═══ MATERIAL
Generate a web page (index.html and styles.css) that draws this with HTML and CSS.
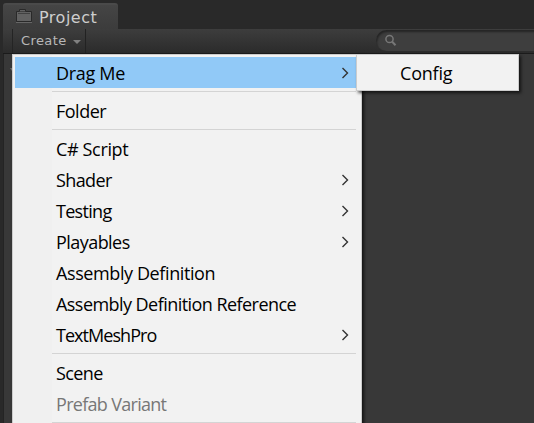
FILE: index.html
```
<!DOCTYPE html>
<html lang="en">
<head>
<meta charset="utf-8">
<title>Project</title>
<link rel="stylesheet" href="styles.css">
</head>
<body>
<div class="panel">
  <div class="tab">
    <svg class="folder" width="18" height="15" viewBox="0 0 18 15"><path d="M1.500 13.500v-10h3v-2h6v2h6v10z" fill="#626262" stroke="#292929"/><path d="M3 5.500h12M5 3.500h5" stroke="#414141"/><path d="M1 14.500h16" stroke="#666"/></svg>
    <span>Project</span>
  </div>
  <div class="toolbar">
    <div class="create"><span>Create</span><i class="caret"></i></div>
    <div class="search"><svg width="14" height="14" viewBox="0 0 14 14" fill="none" stroke="#777"><circle cx="5.500" cy="5" r="3.600" stroke-width="1.500"/><path d="M8 7.500l3.500 3.800" stroke-width="2"/></svg></div>
  </div>
  <div class="content"><i class="fold"></i></div>
</div>
<div class="menu">
  <div class="item active"><span class="drag">Drag Me</span><svg class="arrow" viewBox="0 0 8 12"><path d="M1.500 1l5 5-5 5"/></svg></div>
  <hr>
  <div class="item"><span class="fol">Folder</span></div>
  <hr>
  <div class="item"><span class="script">C# Script</span></div>
  <div class="item"><span class="shader">Shader</span><svg class="arrow" viewBox="0 0 8 12"><path d="M1.500 1l5 5-5 5"/></svg></div>
  <div class="item"><span class="testing">Testing</span><svg class="arrow" viewBox="0 0 8 12"><path d="M1.500 1l5 5-5 5"/></svg></div>
  <div class="item"><span class="playables">Playables</span><svg class="arrow" viewBox="0 0 8 12"><path d="M1.500 1l5 5-5 5"/></svg></div>
  <div class="item"><span class="asm">Assembly Definition</span></div>
  <div class="item"><span class="asmref">Assembly Definition Reference</span></div>
  <div class="item"><span class="tmp">TextMeshPro</span><svg class="arrow" viewBox="0 0 8 12"><path d="M1.500 1l5 5-5 5"/></svg></div>
  <hr>
  <div class="item"><span class="scene">Scene</span></div>
  <div class="item disabled"><span class="prefab">Prefab Variant</span></div>
  <hr>
</div>
<div class="menu submenu"><div class="item"><span class="config">Config</span></div></div>
</body>
</html>
```
FILE: styles.css
```
* { box-sizing: border-box; }
body { margin: 0; width: 534px; height: 423px; overflow: hidden; position: relative; background: #292929; }
.panel { height: 423px; padding: 3px 0 0 3px; display: flex; flex-direction: column; font-family: "DejaVu Sans", sans-serif; }
.tab { width: 115px; height: 26px; flex: none; display: flex; align-items: center; gap: 6px; padding: 1px 0 0 12px; border-top: 2px solid #4a4a4a; border-radius: 3px 3px 0 0; background: linear-gradient(#454545, #3c3c3c); color: #cecece; font-size: 16px; letter-spacing: .5px; }
.folder { margin-top: -4px; flex: none; }
.toolbar { height: 25px; flex: none; display: flex; justify-content: space-between; background: linear-gradient(#3d3d3d, #2b2b2b); border-bottom: 1px solid #1b1b1b; }
.create { width: 74px; margin-left: 9px; padding: 0 0 1px 8px; display: flex; align-items: center; gap: 6px; border-left: 1px solid #242424; border-right: 1px solid #222; color: #b8b8b8; font-size: 13px; letter-spacing: .4px; }
.caret { border: 4px solid transparent; border-top-color: #818181; border-bottom: 0; margin-top: 3px; }
.search { width: 158px; height: 21px; margin-top: 1px; padding: 4px 0 0 8px; border-radius: 11px 0 0 11px; background: #3e3e3e; box-shadow: inset 1px 2px 2px #252525; }
.search svg { display: block; }
.content { flex: 1; background: #383838; border-left: 1px solid #242424; padding: 14px 0 0 6px; }
.fold { display: block; width: 0; border: 4px solid transparent; border-top: 6px solid #707070; }
.menu { position: absolute; left: 12px; top: 54px; width: 350px; height: 374px; padding: 2px 5px 0 2px; background: linear-gradient(90deg, #f0f0f0 39px, #f2f2f2 39px); border: 1px solid #ccc; box-shadow: 2px 2px 3px rgba(0,0,0,.65); font: 18px/31px "Open Sans", "Noto Sans", sans-serif; color: #000; }
.item { height: 31px; padding: 0 7px 0 41px; display: flex; align-items: center; justify-content: space-between; white-space: nowrap; }
.item span { padding-top: 2px; }
.active { background: #91c9f7; }
.disabled { color: #777; }
.arrow { width: 8px; height: 12px; fill: none; stroke: #333; stroke-width: 1.4; }
.menu hr { height: 1px; margin: 3px 0 3px 37px; border: 0; background: #d4d4d4; }
.submenu { left: 356px; width: 163px; height: 37px; background: #f2f2f2; }
.drag { letter-spacing: -.3px; }
.fol { letter-spacing: -.5px; }
.script { letter-spacing: -.35px; }
.shader { letter-spacing: -.6px; }
.testing { letter-spacing: -.7px; }
.playables { letter-spacing: -.55px; }
.asm { letter-spacing: -.4px; }
.asmref { letter-spacing: -.55px; }
.tmp { letter-spacing: -.95px; }
.scene { letter-spacing: -.6px; }
.prefab { letter-spacing: -.7px; }
.config { letter-spacing: -.2px; }
```
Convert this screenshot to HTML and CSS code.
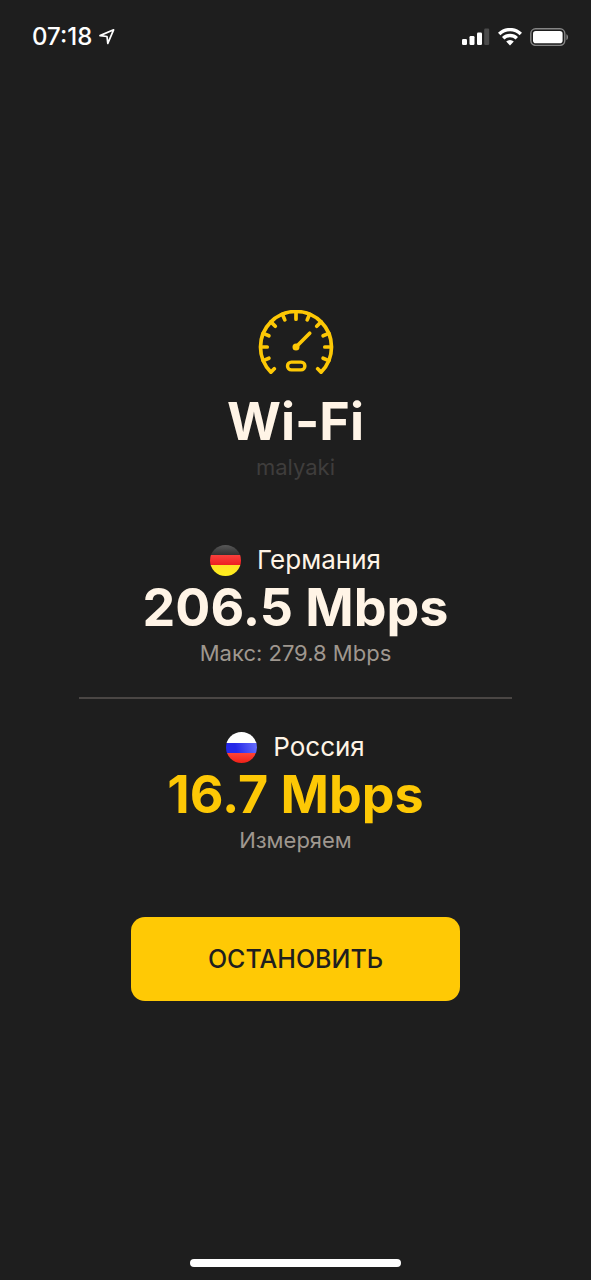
FILE: index.html
```html
<!DOCTYPE html>
<html lang="ru">
<head>
<meta charset="utf-8">
<meta name="viewport" content="width=device-width, initial-scale=1">
<title>Wi-Fi</title>
<link rel="stylesheet" href="styles.css">
</head>
<body>
<div class="screen">
  <header class="status-bar">
    <div class="status-group">
      <time class="clock">07:18</time>
      <svg class="location" viewBox="0 0 18 18" width="18" height="18" aria-hidden="true">
        <path d="M2 7.6 15.6 1.8 9.8 15.4 9 8.5Z" fill="none" stroke="#fff" stroke-width="1.7" stroke-linejoin="round"/>
      </svg>
    </div>
    <div class="status-group indicators">
      <svg viewBox="0 0 28 18" width="28" height="18" aria-hidden="true">
        <g fill="#fff">
          <rect x="0" y="11" width="5" height="6" rx="1.2"/>
          <rect x="7.5" y="8" width="5" height="9" rx="1.2"/>
          <rect x="15" y="4.5" width="5" height="12.5" rx="1.2"/>
        </g>
        <rect x="22.2" y="0.5" width="5" height="16.5" rx="1.2" fill="#4b4b4b"/>
      </svg>
      <svg viewBox="0 0 24 18" width="24" height="18" aria-hidden="true">
        <g fill="none" stroke="#fff" stroke-width="3.4">
          <path d="M1.200 6a15.400 15.400 0 0 1 21.600 0"/>
          <path d="M5.200 10.300a9.600 9.600 0 0 1 13.600 0"/>
        </g>
        <path d="M12 17.400 8.200 13.600a5.400 5.400 0 0 1 7.600 0Z" fill="#fff"/>
      </svg>
      <svg viewBox="0 0 38 18" width="38" height="18" aria-hidden="true">
        <rect x="0.8" y="0.8" width="34" height="16.600" rx="4.800" fill="none" stroke="#858585" stroke-width="1.400"/>
        <rect x="3" y="3" width="29.600" height="12.200" rx="2.800" fill="#fff"/>
        <path d="M36.400 6.200c2.200.9 2.200 5 0 5.900Z" fill="#858585"/>
      </svg>
    </div>
  </header>

  <main class="content">
    <section class="network">
      <svg class="gauge" viewBox="0 0 76 66" width="76" height="66" aria-hidden="true">
        <g fill="none" stroke="#fdc805" stroke-width="3.700" stroke-linecap="round" stroke-linejoin="round">
          <path d="M16.300 58.700 12.900 62.100A35.500 35.500 0 1 1 63.100 62.100L59.700 58.700"/>
          <path d="M38 3v6.200M24.400 4.200l2.400 5.700M12.900 11.900l4.400 4.400M5.200 23.400l5.700 2.400M3 37h6.200M5.200 50.600l5.700-2.400M51.600 4.200l-2.400 5.700M63.100 11.900l-4.400 4.400M70.800 23.400l-5.700 2.400M73 37h-6.200M70.800 50.600l-5.700-2.400"/>
          <path d="M38 37 51.700 23.300"/>
          <rect x="29.500" y="52.100" width="17.400" height="7.800" rx="3.900" stroke-width="3.400"/>
        </g>
        <circle cx="38" cy="37" r="3.500" fill="#fdc805"/>
      </svg>
      <h1 class="headline">Wi-Fi</h1>
      <p class="caption faint">malyaki</p>
    </section>

    <section class="results">
      <article class="result">
        <h2 class="country"><span class="flag germany"></span>Германия</h2>
        <p class="headline">206.5 Mbps</p>
        <p class="caption">Макс: 279.8 Mbps</p>
      </article>
      <hr class="divider">
      <article class="result">
        <h2 class="country"><span class="flag russia"></span>Россия</h2>
        <p class="headline active">16.7 Mbps</p>
        <p class="caption">Измеряем</p>
      </article>
    </section>

    <button class="stop" type="button">ОСТАНОВИТЬ</button>
  </main>

  <footer class="home"><span class="home-bar"></span></footer>
</div>
</body>
</html>
```
FILE: styles.css
```css
* {
  box-sizing: border-box;
}

body,
h1,
h2,
p {
  margin: 0;
}

body {
  background: #1e1e1e;
  color: #fff4e6;
  font-family: Inter, "Liberation Sans", sans-serif;
}

.screen {
  display: flex;
  flex-direction: column;
  min-height: 100vh;
}

.status-bar {
  display: flex;
  justify-content: space-between;
  align-items: center;
  height: 74px;
  padding: 0 23px 0 32px;
}

.status-group {
  display: flex;
  align-items: center;
  gap: 6px;
}

.indicators {
  gap: 8px;
}

.clock {
  color: #fff;
  font-size: 24px;
  font-weight: 500;
  line-height: 32px;
}

.content {
  flex: 1;
  display: flex;
  flex-direction: column;
  justify-content: center;
  gap: 64px;
  padding: 0 79px;
  text-align: center;
}

.gauge {
  display: block;
  margin: 0 auto 14px;
}

.headline {
  font-size: 52px;
  font-weight: 700;
  line-height: 64px;
}

.active {
  color: #fdc805;
}

.caption {
  color: #9f978f;
  font-size: 22px;
  line-height: 26px;
}

.faint {
  color: #3f3d3c;
}

.country {
  display: flex;
  justify-content: center;
  align-items: center;
  gap: 16px;
  font-size: 26px;
  font-weight: 400;
  line-height: 32px;
}

.flag {
  width: 31px;
  height: 31px;
  border-radius: 50%;
}

.germany {
  background: linear-gradient(#585858, #303030 33%, #f8403c 33%, #ee1d20 66%, #ffe126 66%, #fff01c);
}

.russia {
  background:
    linear-gradient(#fff 34%, transparent 34%, transparent 67%, #ff4536 67%, #ef2018),
    linear-gradient(75deg, #2528e8 35%, #7078ff);
}

.divider {
  height: 2px;
  margin: 31px 0 32px;
  border: 0;
  background: #4a4644;
}

.stop {
  margin: 0 52px;
  padding: 26px 0;
  border: 0;
  border-radius: 14px;
  background: #ffc905;
  color: #1f1f1f;
  font: inherit;
  font-size: 25px;
  font-weight: 500;
  line-height: 32px;
}

.home {
  display: flex;
  justify-content: center;
  align-items: flex-start;
  height: 43px;
  padding-top: 22px;
}

.home-bar {
  width: 211px;
  height: 8px;
  border-radius: 4px;
  background: #fff;
}
```
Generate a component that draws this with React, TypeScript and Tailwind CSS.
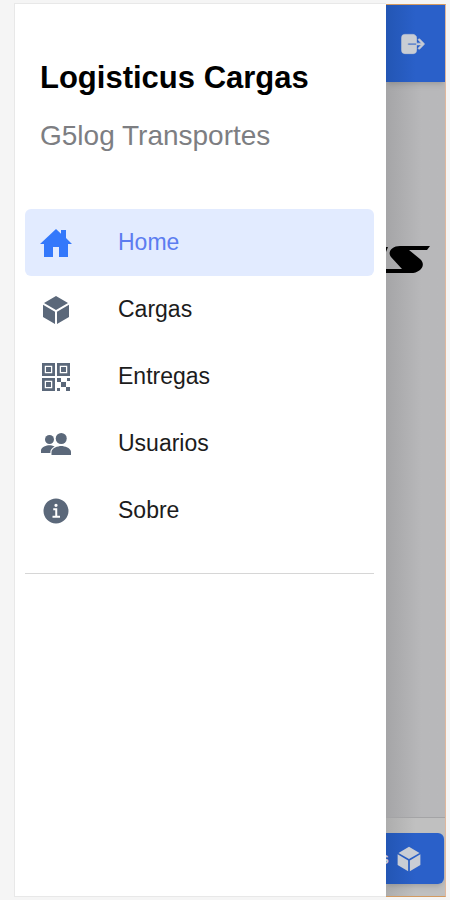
import React from 'react';
import type { IconType } from 'react-icons';
import {
  IoCubeSharp,
  IoHomeSharp,
  IoInformationCircleSharp,
  IoLogOut,
  IoPeopleSharp,
  IoQrCodeSharp,
} from 'react-icons/io5';

interface MenuItem {
  title: string;
  icon: IconType;
}

const items: MenuItem[] = [
  { title: 'Home', icon: IoHomeSharp },
  { title: 'Cargas', icon: IoCubeSharp },
  { title: 'Entregas', icon: IoQrCodeSharp },
  { title: 'Usuarios', icon: IoPeopleSharp },
  { title: 'Sobre', icon: IoInformationCircleSharp },
];

const SideMenu: React.FC = () => {
  return (
    <aside className="min-w-0 flex-1 border border-r-0 border-[#e8e8e8] bg-white pt-14 pr-3 pl-[10px]">
      <header className="px-[15px]">
        <h1 className="text-[31px] leading-9 font-bold text-black">Logisticus Cargas</h1>
        <p className="mt-6 text-[28px] leading-8 text-[#7d7e82]">G5log Transportes</p>
      </header>

      <nav className="mt-[57px] border-b border-[#d6d6d6] pb-[29px]">
        {items.map(({ title, icon: Icon }, index) => (
          <a
            key={title}
            href="#"
            aria-current={index === 0 ? 'page' : undefined}
            className={`flex h-[67px] items-center gap-[46px] rounded-md px-[15px] text-[23px] ${
              index === 0 ? 'bg-[#e2ebff] text-[#5c7cf0]' : 'text-[#1c1c1c]'
            }`}
          >
            <Icon className={`size-8 shrink-0 ${index === 0 ? 'text-[#3478fb]' : 'text-[#5b687a]'}`} />
            <span>{title}</span>
          </a>
        ))}
      </nav>
    </aside>
  );
};

const Page: React.FC = () => {
  return (
    <main className="mt-px flex w-[60px] shrink-0 flex-col overflow-hidden border-y border-r border-y-[#d39a60] border-r-[#e0b79c] bg-linear-to-r from-[#a5a5a7] to-[#b8b8ba] to-60%">
      <div className="flex h-[77px] items-center bg-linear-to-r from-[#2356b4] to-[#2a60c9] to-50% pl-[13px] shadow-md">
        <button type="button" aria-label="Sair">
          <IoLogOut className="size-7 text-[#c9cdd4]" stroke="currentColor" strokeWidth="12" />
        </button>
      </div>

      <svg viewBox="0 0 59 30" className="mt-[163px] h-[30px] w-[59px]" aria-hidden="true">
        <path
          d="M0 2h2L0 7ZM14 1h30l-3 4H23l11 9c7 6 0 14-9 14H0v-4h16L5 12C1 7 6 1 14 1Z"
          fill="#000"
        />
      </svg>

      <footer className="mt-auto border-t border-[#a4a4a6] bg-linear-to-r from-[#adadad] to-[#c0c0c0] to-50% pt-[15px] pb-3">
        <button
          type="button"
          className="flex h-[51px] w-[58px] items-center gap-[6px] rounded-r-md bg-linear-to-r from-[#2356b4] to-[#2a60c9] to-50% text-[#c9cdd4] shadow-md"
        >
          <span className="flex w-[3px] justify-end overflow-hidden text-base font-bold">s</span>
          <IoCubeSharp className="size-7" />
        </button>
      </footer>
    </main>
  );
};

const App: React.FC = () => {
  return (
    <div className="flex min-h-screen bg-[#f5f5f5] pt-[3px] pr-1 pb-[3px] pl-[14px] font-['Liberation_Sans',Arial,sans-serif]">
      <SideMenu />
      <Page />
    </div>
  );
};

export default App;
══════
Check each line of the material above for "index" and say how many lines contain it, giving the number alone.

● **EXPECTED ANSWER**
7